Problem requirements » Retype each line of the material exactly, please, skipping any picture in it.

start Data provided

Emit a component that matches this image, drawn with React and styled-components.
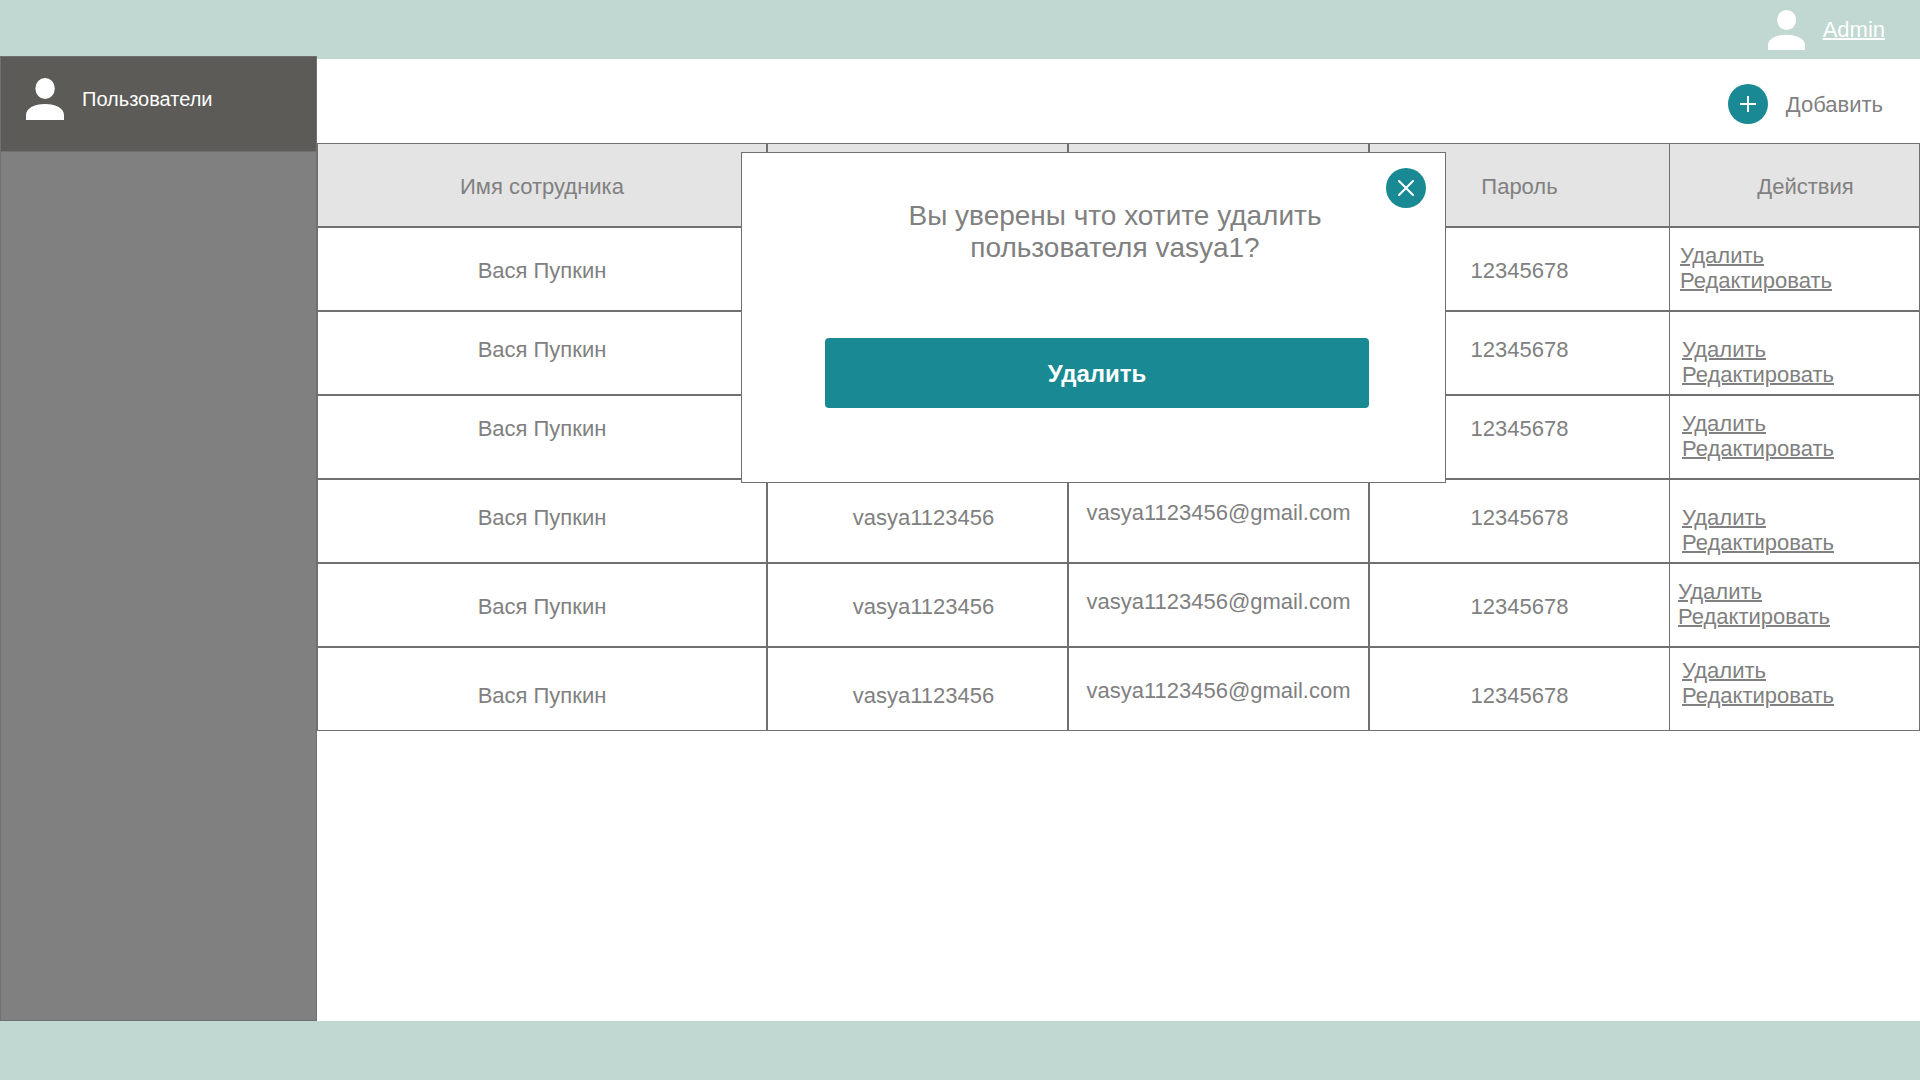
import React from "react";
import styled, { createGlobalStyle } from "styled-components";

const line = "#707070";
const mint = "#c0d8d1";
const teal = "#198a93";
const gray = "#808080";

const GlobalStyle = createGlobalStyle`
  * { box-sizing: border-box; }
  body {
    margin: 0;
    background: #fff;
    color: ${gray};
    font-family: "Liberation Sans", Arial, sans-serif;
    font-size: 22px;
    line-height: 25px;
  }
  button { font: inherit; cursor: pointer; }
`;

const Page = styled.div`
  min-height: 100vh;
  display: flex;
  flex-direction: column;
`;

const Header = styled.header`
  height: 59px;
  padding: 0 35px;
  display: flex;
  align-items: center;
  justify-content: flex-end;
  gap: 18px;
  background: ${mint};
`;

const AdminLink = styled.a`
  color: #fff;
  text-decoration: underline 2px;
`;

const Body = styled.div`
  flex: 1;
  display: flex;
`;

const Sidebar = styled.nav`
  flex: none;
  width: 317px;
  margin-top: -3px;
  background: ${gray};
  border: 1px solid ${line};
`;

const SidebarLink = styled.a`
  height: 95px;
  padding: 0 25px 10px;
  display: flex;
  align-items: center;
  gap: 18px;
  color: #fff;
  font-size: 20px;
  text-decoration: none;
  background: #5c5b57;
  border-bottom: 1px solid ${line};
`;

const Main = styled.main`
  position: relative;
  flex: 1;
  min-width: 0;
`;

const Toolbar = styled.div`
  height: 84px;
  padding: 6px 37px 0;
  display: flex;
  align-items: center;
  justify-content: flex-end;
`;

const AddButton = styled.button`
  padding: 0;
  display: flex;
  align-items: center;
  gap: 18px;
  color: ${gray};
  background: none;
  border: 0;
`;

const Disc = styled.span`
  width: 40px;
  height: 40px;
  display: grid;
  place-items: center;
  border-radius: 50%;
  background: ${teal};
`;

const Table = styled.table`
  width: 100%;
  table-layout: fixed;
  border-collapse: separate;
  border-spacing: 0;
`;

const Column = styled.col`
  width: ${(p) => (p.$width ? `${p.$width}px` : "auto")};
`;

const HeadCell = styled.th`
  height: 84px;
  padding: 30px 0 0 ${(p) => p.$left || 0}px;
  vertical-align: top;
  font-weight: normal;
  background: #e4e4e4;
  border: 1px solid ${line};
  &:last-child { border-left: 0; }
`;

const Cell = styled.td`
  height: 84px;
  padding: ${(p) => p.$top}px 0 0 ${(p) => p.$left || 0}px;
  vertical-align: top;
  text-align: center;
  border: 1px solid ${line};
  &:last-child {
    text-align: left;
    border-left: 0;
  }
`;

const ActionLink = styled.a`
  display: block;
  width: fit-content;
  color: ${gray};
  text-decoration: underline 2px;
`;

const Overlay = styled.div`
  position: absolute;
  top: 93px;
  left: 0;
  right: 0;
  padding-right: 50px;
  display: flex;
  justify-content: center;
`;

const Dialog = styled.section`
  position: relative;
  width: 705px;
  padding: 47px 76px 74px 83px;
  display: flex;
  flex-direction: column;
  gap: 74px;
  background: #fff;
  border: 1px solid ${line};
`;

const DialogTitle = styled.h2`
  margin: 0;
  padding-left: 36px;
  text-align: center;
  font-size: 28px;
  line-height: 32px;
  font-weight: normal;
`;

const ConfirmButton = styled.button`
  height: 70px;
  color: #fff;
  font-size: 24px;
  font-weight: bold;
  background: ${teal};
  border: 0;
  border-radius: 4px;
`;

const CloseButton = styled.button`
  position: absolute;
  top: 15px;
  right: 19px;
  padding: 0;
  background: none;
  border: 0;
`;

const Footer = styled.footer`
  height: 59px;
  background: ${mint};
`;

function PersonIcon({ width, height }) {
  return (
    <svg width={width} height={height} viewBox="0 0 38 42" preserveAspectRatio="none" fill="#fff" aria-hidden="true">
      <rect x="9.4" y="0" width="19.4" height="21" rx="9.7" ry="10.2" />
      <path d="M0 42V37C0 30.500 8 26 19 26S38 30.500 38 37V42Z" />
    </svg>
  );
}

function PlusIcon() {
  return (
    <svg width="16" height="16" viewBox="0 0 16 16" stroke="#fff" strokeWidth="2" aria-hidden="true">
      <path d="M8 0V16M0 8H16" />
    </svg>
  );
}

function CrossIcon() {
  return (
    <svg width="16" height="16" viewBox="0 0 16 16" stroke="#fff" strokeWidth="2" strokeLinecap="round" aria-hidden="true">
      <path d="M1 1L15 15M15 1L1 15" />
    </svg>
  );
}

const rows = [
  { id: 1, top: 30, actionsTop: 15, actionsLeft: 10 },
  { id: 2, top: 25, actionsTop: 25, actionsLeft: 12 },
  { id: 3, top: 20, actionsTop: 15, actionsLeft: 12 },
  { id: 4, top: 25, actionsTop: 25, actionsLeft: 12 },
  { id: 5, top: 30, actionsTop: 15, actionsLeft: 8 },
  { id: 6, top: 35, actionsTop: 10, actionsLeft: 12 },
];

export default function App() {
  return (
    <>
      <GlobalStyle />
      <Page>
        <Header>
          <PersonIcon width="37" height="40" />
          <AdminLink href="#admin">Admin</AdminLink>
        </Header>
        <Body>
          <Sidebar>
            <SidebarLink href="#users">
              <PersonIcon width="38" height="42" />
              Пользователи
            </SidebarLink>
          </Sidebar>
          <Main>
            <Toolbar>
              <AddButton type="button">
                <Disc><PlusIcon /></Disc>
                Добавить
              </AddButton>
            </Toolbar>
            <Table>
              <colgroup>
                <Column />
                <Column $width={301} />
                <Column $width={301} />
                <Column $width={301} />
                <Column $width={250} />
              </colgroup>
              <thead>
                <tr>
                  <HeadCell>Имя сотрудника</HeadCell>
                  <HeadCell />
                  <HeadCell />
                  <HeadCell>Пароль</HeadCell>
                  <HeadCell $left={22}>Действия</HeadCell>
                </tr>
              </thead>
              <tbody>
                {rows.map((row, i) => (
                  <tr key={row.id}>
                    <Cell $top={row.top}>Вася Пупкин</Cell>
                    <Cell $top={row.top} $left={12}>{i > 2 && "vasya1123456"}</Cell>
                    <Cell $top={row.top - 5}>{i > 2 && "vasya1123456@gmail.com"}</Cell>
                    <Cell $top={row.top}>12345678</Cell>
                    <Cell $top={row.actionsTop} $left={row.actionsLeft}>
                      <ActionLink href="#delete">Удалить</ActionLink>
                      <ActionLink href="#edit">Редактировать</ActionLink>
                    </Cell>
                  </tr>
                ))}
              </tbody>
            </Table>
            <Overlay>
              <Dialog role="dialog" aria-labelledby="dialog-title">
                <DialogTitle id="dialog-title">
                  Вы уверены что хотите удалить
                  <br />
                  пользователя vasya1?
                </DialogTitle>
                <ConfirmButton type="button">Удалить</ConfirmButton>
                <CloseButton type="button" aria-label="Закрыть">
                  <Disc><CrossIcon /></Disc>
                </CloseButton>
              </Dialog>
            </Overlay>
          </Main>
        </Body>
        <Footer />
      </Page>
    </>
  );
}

end Data provided

The answer »
Emit a component that matches this image, drawn with React and styled-components.
import React from "react";
import styled, { createGlobalStyle } from "styled-components";

const line = "#707070";
const mint = "#c0d8d1";
const teal = "#198a93";
const gray = "#808080";

const GlobalStyle = createGlobalStyle`
  * { box-sizing: border-box; }
  body {
    margin: 0;
    background: #fff;
    color: ${gray};
    font-family: "Liberation Sans", Arial, sans-serif;
    font-size: 22px;
    line-height: 25px;
  }
  button { font: inherit; cursor: pointer; }
`;

const Page = styled.div`
  min-height: 100vh;
  display: flex;
  flex-direction: column;
`;

const Header = styled.header`
  height: 59px;
  padding: 0 35px;
  display: flex;
  align-items: center;
  justify-content: flex-end;
  gap: 18px;
  background: ${mint};
`;

const AdminLink = styled.a`
  color: #fff;
  text-decoration: underline 2px;
`;

const Body = styled.div`
  flex: 1;
  display: flex;
`;

const Sidebar = styled.nav`
  flex: none;
  width: 317px;
  margin-top: -3px;
  background: ${gray};
  border: 1px solid ${line};
`;

const SidebarLink = styled.a`
  height: 95px;
  padding: 0 25px 10px;
  display: flex;
  align-items: center;
  gap: 18px;
  color: #fff;
  font-size: 20px;
  text-decoration: none;
  background: #5c5b57;
  border-bottom: 1px solid ${line};
`;

const Main = styled.main`
  position: relative;
  flex: 1;
  min-width: 0;
`;

const Toolbar = styled.div`
  height: 84px;
  padding: 6px 37px 0;
  display: flex;
  align-items: center;
  justify-content: flex-end;
`;

const AddButton = styled.button`
  padding: 0;
  display: flex;
  align-items: center;
  gap: 18px;
  color: ${gray};
  background: none;
  border: 0;
`;

const Disc = styled.span`
  width: 40px;
  height: 40px;
  display: grid;
  place-items: center;
  border-radius: 50%;
  background: ${teal};
`;

const Table = styled.table`
  width: 100%;
  table-layout: fixed;
  border-collapse: separate;
  border-spacing: 0;
`;

const Column = styled.col`
  width: ${(p) => (p.$width ? `${p.$width}px` : "auto")};
`;

const HeadCell = styled.th`
  height: 84px;
  padding: 30px 0 0 ${(p) => p.$left || 0}px;
  vertical-align: top;
  font-weight: normal;
  background: #e4e4e4;
  border: 1px solid ${line};
  &:last-child { border-left: 0; }
`;

const Cell = styled.td`
  height: 84px;
  padding: ${(p) => p.$top}px 0 0 ${(p) => p.$left || 0}px;
  vertical-align: top;
  text-align: center;
  border: 1px solid ${line};
  &:last-child {
    text-align: left;
    border-left: 0;
  }
`;

const ActionLink = styled.a`
  display: block;
  width: fit-content;
  color: ${gray};
  text-decoration: underline 2px;
`;

const Overlay = styled.div`
  position: absolute;
  top: 93px;
  left: 0;
  right: 0;
  padding-right: 50px;
  display: flex;
  justify-content: center;
`;

const Dialog = styled.section`
  position: relative;
  width: 705px;
  padding: 47px 76px 74px 83px;
  display: flex;
  flex-direction: column;
  gap: 74px;
  background: #fff;
  border: 1px solid ${line};
`;

const DialogTitle = styled.h2`
  margin: 0;
  padding-left: 36px;
  text-align: center;
  font-size: 28px;
  line-height: 32px;
  font-weight: normal;
`;

const ConfirmButton = styled.button`
  height: 70px;
  color: #fff;
  font-size: 24px;
  font-weight: bold;
  background: ${teal};
  border: 0;
  border-radius: 4px;
`;

const CloseButton = styled.button`
  position: absolute;
  top: 15px;
  right: 19px;
  padding: 0;
  background: none;
  border: 0;
`;

const Footer = styled.footer`
  height: 59px;
  background: ${mint};
`;

function PersonIcon({ width, height }) {
  return (
    <svg width={width} height={height} viewBox="0 0 38 42" preserveAspectRatio="none" fill="#fff" aria-hidden="true">
      <rect x="9.4" y="0" width="19.4" height="21" rx="9.7" ry="10.2" />
      <path d="M0 42V37C0 30.500 8 26 19 26S38 30.500 38 37V42Z" />
    </svg>
  );
}

function PlusIcon() {
  return (
    <svg width="16" height="16" viewBox="0 0 16 16" stroke="#fff" strokeWidth="2" aria-hidden="true">
      <path d="M8 0V16M0 8H16" />
    </svg>
  );
}

function CrossIcon() {
  return (
    <svg width="16" height="16" viewBox="0 0 16 16" stroke="#fff" strokeWidth="2" strokeLinecap="round" aria-hidden="true">
      <path d="M1 1L15 15M15 1L1 15" />
    </svg>
  );
}

const rows = [
  { id: 1, top: 30, actionsTop: 15, actionsLeft: 10 },
  { id: 2, top: 25, actionsTop: 25, actionsLeft: 12 },
  { id: 3, top: 20, actionsTop: 15, actionsLeft: 12 },
  { id: 4, top: 25, actionsTop: 25, actionsLeft: 12 },
  { id: 5, top: 30, actionsTop: 15, actionsLeft: 8 },
  { id: 6, top: 35, actionsTop: 10, actionsLeft: 12 },
];

export default function App() {
  return (
    <>
      <GlobalStyle />
      <Page>
        <Header>
          <PersonIcon width="37" height="40" />
          <AdminLink href="#admin">Admin</AdminLink>
        </Header>
        <Body>
          <Sidebar>
            <SidebarLink href="#users">
              <PersonIcon width="38" height="42" />
              Пользователи
            </SidebarLink>
          </Sidebar>
          <Main>
            <Toolbar>
              <AddButton type="button">
                <Disc><PlusIcon /></Disc>
                Добавить
              </AddButton>
            </Toolbar>
            <Table>
              <colgroup>
                <Column />
                <Column $width={301} />
                <Column $width={301} />
                <Column $width={301} />
                <Column $width={250} />
              </colgroup>
              <thead>
                <tr>
                  <HeadCell>Имя сотрудника</HeadCell>
                  <HeadCell />
                  <HeadCell />
                  <HeadCell>Пароль</HeadCell>
                  <HeadCell $left={22}>Действия</HeadCell>
                </tr>
              </thead>
              <tbody>
                {rows.map((row, i) => (
                  <tr key={row.id}>
                    <Cell $top={row.top}>Вася Пупкин</Cell>
                    <Cell $top={row.top} $left={12}>{i > 2 && "vasya1123456"}</Cell>
                    <Cell $top={row.top - 5}>{i > 2 && "vasya1123456@gmail.com"}</Cell>
                    <Cell $top={row.top}>12345678</Cell>
                    <Cell $top={row.actionsTop} $left={row.actionsLeft}>
                      <ActionLink href="#delete">Удалить</ActionLink>
                      <ActionLink href="#edit">Редактировать</ActionLink>
                    </Cell>
                  </tr>
                ))}
              </tbody>
            </Table>
            <Overlay>
              <Dialog role="dialog" aria-labelledby="dialog-title">
                <DialogTitle id="dialog-title">
                  Вы уверены что хотите удалить
                  <br />
                  пользователя vasya1?
                </DialogTitle>
                <ConfirmButton type="button">Удалить</ConfirmButton>
                <CloseButton type="button" aria-label="Закрыть">
                  <Disc><CrossIcon /></Disc>
                </CloseButton>
              </Dialog>
            </Overlay>
          </Main>
        </Body>
        <Footer />
      </Page>
    </>
  );
}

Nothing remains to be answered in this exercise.